--- DATASET SECTION ---

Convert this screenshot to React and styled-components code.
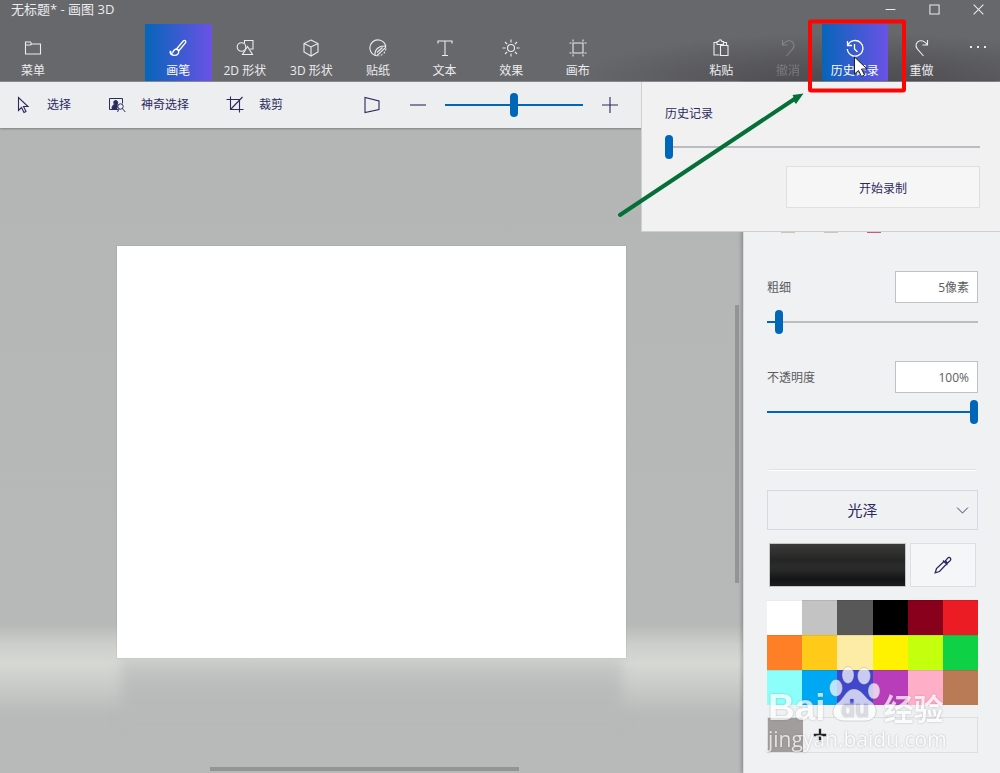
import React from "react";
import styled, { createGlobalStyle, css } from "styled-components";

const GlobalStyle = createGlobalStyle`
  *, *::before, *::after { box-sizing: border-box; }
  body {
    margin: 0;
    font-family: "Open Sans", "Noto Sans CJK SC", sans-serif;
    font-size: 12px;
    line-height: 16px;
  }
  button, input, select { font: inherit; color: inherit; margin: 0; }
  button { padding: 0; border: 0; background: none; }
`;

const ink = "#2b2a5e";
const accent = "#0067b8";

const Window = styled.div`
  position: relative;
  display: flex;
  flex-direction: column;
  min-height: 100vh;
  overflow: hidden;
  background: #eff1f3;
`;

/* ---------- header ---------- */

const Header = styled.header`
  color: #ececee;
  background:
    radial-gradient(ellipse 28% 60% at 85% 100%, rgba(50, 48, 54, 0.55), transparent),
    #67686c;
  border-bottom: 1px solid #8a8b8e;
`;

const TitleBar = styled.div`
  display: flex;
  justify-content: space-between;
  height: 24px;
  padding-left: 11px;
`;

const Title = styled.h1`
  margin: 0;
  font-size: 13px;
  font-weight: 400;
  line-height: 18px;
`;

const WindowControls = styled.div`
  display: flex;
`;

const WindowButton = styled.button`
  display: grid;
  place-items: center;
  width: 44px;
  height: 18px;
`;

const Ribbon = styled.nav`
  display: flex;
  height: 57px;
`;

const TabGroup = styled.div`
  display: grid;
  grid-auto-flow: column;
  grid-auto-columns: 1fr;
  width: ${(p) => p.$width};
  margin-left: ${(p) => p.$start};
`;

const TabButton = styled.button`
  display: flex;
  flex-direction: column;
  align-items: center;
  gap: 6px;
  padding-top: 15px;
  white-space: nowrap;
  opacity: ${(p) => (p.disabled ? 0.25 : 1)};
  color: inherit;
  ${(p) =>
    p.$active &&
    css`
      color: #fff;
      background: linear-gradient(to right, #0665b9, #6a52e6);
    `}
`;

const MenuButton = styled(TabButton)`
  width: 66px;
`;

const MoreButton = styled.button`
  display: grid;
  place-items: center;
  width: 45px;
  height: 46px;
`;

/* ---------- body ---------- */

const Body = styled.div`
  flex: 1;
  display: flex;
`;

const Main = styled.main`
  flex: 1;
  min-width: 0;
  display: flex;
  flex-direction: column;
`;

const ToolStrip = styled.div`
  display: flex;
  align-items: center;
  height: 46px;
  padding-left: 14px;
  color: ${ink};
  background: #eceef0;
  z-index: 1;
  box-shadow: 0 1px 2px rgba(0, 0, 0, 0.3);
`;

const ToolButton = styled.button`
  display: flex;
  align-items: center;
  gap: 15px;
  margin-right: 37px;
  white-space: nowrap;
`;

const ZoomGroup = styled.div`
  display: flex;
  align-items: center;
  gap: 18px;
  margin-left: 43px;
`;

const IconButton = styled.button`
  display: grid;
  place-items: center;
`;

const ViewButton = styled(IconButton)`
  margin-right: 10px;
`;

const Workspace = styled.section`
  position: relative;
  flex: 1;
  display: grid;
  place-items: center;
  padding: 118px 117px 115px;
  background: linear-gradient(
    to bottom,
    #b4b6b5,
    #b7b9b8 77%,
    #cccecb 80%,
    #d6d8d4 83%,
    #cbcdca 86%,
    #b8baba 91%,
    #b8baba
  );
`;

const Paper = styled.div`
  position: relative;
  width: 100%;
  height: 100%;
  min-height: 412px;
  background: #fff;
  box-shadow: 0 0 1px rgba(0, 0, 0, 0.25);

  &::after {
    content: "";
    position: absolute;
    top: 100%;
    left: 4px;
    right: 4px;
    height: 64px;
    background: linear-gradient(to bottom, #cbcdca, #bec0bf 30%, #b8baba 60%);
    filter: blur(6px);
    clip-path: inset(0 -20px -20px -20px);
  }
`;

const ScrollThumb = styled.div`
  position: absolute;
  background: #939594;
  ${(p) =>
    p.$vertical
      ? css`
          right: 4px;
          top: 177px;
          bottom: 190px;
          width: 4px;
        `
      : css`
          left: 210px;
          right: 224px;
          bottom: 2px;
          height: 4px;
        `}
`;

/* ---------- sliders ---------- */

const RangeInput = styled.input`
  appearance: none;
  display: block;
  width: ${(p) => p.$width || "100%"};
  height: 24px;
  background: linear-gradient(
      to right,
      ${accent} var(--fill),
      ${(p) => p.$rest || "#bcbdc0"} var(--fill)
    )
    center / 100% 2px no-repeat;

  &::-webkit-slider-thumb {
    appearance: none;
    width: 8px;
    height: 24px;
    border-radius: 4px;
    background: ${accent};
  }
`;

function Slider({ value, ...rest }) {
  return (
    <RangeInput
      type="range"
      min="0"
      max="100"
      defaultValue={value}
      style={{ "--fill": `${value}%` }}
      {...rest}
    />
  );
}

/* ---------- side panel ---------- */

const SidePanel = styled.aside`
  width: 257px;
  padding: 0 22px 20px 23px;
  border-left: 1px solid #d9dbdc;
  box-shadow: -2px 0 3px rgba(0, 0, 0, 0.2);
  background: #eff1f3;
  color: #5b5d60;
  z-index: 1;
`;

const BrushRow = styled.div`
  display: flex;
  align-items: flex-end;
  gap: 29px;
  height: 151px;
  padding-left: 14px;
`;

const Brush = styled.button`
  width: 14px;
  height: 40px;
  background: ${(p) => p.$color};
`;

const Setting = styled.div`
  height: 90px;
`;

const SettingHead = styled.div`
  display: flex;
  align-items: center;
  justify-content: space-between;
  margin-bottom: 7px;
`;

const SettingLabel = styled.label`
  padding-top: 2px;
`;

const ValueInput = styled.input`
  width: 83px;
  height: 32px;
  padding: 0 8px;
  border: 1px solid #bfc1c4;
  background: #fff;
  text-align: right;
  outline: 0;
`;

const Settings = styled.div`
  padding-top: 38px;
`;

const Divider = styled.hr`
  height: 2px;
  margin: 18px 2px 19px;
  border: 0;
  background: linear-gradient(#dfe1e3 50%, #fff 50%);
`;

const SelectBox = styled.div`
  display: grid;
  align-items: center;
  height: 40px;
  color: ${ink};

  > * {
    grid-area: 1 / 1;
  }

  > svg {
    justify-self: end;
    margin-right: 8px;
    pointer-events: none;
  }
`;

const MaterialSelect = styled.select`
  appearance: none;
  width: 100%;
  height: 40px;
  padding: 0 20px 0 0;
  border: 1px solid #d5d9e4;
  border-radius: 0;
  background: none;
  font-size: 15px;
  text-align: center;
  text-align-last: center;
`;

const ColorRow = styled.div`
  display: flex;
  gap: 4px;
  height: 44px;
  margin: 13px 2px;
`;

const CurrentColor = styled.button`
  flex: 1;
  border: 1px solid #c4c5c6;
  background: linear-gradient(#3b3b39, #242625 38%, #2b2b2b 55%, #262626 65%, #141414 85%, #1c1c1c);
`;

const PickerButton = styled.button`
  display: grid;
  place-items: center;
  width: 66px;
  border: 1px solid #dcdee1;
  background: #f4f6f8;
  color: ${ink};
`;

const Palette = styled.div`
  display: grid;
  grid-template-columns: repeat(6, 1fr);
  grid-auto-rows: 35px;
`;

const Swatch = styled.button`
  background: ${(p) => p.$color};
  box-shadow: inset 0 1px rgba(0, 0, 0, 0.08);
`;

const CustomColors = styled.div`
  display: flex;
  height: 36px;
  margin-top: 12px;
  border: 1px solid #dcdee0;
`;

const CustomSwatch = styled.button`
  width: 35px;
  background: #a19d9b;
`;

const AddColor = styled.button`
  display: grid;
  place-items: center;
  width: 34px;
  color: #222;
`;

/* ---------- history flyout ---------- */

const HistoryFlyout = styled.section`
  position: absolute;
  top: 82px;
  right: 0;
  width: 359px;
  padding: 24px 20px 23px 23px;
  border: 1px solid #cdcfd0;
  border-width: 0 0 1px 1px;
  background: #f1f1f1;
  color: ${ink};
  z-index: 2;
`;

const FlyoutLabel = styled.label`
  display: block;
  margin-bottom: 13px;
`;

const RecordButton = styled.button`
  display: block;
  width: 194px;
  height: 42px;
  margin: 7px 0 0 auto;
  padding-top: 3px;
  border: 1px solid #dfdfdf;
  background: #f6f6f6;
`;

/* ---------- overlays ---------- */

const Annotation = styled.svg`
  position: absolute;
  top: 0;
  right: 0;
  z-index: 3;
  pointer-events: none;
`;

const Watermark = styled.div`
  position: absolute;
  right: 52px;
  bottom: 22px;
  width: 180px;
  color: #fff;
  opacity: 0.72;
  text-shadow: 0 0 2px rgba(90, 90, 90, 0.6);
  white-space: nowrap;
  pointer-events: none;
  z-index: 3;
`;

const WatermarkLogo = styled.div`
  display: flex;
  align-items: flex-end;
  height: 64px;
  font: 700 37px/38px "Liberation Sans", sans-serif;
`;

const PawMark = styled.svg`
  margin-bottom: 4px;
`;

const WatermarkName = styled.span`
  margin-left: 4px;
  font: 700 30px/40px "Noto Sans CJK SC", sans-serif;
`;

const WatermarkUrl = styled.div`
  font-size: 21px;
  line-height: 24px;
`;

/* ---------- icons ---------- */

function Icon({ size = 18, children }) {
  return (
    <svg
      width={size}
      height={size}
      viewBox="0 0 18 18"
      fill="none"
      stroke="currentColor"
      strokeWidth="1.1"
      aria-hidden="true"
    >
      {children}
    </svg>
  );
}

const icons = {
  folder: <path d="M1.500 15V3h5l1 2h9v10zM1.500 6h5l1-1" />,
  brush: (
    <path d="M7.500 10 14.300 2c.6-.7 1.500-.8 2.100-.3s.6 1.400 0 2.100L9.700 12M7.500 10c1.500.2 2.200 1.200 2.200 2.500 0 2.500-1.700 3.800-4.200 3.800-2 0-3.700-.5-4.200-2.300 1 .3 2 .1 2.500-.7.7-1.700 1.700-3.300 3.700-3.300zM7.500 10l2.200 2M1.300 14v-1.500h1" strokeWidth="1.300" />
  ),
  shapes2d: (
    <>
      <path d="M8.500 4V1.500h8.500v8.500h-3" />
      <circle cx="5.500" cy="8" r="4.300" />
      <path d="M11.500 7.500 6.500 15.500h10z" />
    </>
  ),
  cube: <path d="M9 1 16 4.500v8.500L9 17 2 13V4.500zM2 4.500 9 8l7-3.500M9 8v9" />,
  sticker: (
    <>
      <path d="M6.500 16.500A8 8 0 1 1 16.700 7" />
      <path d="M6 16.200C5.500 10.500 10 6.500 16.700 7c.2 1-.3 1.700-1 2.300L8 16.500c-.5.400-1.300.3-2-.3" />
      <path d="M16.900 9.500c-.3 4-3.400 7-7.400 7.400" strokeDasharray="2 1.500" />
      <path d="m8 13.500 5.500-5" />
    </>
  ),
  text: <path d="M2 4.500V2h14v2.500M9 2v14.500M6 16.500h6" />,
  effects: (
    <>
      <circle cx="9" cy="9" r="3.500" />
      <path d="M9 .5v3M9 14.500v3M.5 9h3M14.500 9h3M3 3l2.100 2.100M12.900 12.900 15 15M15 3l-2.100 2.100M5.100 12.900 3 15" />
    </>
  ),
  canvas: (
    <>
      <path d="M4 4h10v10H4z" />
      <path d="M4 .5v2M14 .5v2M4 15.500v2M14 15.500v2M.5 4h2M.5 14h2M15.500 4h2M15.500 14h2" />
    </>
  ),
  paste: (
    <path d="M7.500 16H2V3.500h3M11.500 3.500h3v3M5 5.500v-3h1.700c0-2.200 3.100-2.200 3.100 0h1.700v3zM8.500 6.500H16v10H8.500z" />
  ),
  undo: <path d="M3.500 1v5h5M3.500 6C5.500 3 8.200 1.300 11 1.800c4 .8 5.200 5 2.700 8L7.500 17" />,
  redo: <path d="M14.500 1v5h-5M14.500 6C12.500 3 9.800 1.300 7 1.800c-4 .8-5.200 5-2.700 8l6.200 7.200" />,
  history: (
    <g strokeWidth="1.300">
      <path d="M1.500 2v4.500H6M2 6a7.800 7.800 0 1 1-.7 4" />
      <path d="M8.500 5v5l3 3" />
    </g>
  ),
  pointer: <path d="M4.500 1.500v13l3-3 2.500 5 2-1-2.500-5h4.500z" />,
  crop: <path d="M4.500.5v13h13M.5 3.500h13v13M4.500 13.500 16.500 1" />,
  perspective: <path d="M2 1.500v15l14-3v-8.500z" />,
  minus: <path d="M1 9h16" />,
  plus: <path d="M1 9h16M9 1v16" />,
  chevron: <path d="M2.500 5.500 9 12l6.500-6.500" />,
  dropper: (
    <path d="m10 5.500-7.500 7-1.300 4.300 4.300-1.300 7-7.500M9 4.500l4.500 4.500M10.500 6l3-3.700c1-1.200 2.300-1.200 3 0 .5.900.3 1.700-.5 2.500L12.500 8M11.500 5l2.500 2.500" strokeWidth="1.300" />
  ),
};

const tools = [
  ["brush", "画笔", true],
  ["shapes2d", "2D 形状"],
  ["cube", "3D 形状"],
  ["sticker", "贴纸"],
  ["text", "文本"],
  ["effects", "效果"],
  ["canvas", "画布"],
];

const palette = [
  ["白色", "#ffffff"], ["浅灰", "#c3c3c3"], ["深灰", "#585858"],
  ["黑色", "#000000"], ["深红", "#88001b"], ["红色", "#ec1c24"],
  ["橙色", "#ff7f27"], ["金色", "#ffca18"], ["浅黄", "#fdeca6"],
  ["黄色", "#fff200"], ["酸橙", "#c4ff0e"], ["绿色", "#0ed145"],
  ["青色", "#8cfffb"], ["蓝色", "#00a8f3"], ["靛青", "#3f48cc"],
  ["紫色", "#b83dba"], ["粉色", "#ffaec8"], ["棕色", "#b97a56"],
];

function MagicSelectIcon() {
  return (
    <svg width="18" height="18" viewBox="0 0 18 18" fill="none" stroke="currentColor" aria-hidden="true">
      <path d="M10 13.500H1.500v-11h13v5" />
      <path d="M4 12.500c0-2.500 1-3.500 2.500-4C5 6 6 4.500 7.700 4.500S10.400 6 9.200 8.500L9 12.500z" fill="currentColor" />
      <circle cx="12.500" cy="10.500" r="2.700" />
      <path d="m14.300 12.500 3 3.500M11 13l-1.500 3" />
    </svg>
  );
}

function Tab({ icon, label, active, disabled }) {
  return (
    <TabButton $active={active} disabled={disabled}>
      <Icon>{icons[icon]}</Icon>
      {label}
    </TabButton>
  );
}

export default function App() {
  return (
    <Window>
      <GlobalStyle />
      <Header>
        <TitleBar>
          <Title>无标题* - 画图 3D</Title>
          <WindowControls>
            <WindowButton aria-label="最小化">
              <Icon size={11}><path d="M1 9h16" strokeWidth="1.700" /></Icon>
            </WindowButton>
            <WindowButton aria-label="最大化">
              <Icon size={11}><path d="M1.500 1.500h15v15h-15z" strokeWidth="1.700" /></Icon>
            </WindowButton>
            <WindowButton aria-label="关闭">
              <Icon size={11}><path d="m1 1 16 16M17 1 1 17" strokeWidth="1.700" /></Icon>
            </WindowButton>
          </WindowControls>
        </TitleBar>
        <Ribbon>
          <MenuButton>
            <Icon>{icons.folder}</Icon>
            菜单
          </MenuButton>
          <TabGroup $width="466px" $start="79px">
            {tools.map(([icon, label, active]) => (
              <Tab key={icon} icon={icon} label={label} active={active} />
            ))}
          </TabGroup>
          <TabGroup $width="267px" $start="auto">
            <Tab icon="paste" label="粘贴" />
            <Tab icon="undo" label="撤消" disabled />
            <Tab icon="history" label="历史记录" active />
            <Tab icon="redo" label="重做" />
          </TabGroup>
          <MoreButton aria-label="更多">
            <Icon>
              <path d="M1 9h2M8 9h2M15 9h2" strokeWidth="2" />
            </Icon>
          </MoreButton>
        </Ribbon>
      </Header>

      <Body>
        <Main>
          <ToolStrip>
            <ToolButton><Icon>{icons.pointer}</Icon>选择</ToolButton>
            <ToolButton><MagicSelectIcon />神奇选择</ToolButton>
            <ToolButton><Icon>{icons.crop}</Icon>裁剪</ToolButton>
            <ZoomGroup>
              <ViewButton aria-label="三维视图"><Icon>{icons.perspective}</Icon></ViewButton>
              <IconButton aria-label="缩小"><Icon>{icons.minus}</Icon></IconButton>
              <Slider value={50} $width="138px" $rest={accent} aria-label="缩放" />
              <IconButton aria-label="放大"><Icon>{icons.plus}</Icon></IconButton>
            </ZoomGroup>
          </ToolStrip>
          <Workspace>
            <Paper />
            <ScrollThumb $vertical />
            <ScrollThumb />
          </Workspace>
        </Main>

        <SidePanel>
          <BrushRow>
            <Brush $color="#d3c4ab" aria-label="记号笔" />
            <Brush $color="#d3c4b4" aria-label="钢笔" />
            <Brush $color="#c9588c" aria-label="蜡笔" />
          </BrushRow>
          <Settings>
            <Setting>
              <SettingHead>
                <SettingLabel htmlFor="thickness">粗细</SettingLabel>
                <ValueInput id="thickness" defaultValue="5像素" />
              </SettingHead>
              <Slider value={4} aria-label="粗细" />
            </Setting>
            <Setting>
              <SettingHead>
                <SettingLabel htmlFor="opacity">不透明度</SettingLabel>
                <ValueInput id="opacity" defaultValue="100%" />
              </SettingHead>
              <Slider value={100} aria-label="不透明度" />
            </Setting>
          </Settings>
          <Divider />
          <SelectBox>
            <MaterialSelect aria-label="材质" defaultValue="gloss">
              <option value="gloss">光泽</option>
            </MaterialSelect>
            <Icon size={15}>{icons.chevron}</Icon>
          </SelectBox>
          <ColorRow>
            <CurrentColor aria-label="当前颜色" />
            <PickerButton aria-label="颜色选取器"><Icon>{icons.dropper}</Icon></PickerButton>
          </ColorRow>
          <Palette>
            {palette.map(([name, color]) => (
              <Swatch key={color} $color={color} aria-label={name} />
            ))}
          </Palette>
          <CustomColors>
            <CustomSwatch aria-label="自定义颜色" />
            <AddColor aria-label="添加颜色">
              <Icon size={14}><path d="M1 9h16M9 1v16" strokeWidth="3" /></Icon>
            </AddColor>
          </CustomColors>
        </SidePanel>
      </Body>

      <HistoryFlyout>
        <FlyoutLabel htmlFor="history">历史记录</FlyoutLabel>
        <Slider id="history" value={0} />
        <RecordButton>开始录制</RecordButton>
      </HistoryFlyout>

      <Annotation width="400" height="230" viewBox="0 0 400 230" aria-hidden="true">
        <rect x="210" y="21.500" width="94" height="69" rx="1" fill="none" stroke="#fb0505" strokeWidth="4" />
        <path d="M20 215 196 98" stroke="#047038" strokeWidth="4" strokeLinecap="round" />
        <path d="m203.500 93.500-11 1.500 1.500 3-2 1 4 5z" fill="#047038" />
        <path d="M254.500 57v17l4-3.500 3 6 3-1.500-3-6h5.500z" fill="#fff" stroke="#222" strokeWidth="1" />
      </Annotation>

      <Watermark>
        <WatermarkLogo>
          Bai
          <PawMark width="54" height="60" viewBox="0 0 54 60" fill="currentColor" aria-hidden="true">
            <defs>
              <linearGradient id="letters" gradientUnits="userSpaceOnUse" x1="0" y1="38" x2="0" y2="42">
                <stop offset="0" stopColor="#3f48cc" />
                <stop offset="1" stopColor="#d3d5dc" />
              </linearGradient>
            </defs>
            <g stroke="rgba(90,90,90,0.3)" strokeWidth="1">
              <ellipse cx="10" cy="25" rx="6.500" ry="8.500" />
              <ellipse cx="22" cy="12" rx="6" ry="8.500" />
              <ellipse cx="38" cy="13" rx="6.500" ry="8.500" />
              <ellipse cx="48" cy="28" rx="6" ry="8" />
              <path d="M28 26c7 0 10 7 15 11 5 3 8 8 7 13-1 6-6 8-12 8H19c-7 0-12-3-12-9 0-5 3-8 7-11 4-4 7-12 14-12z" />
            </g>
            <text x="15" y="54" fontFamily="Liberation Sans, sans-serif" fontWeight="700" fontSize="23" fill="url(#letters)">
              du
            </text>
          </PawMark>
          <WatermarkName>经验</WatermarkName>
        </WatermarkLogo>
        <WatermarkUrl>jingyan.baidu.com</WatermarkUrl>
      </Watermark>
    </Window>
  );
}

---

> [WRITTEN EXERCISE] Count how many lines include the string "React". Nothing but the number is needed.

> [ANSWER TO THE TASK] 2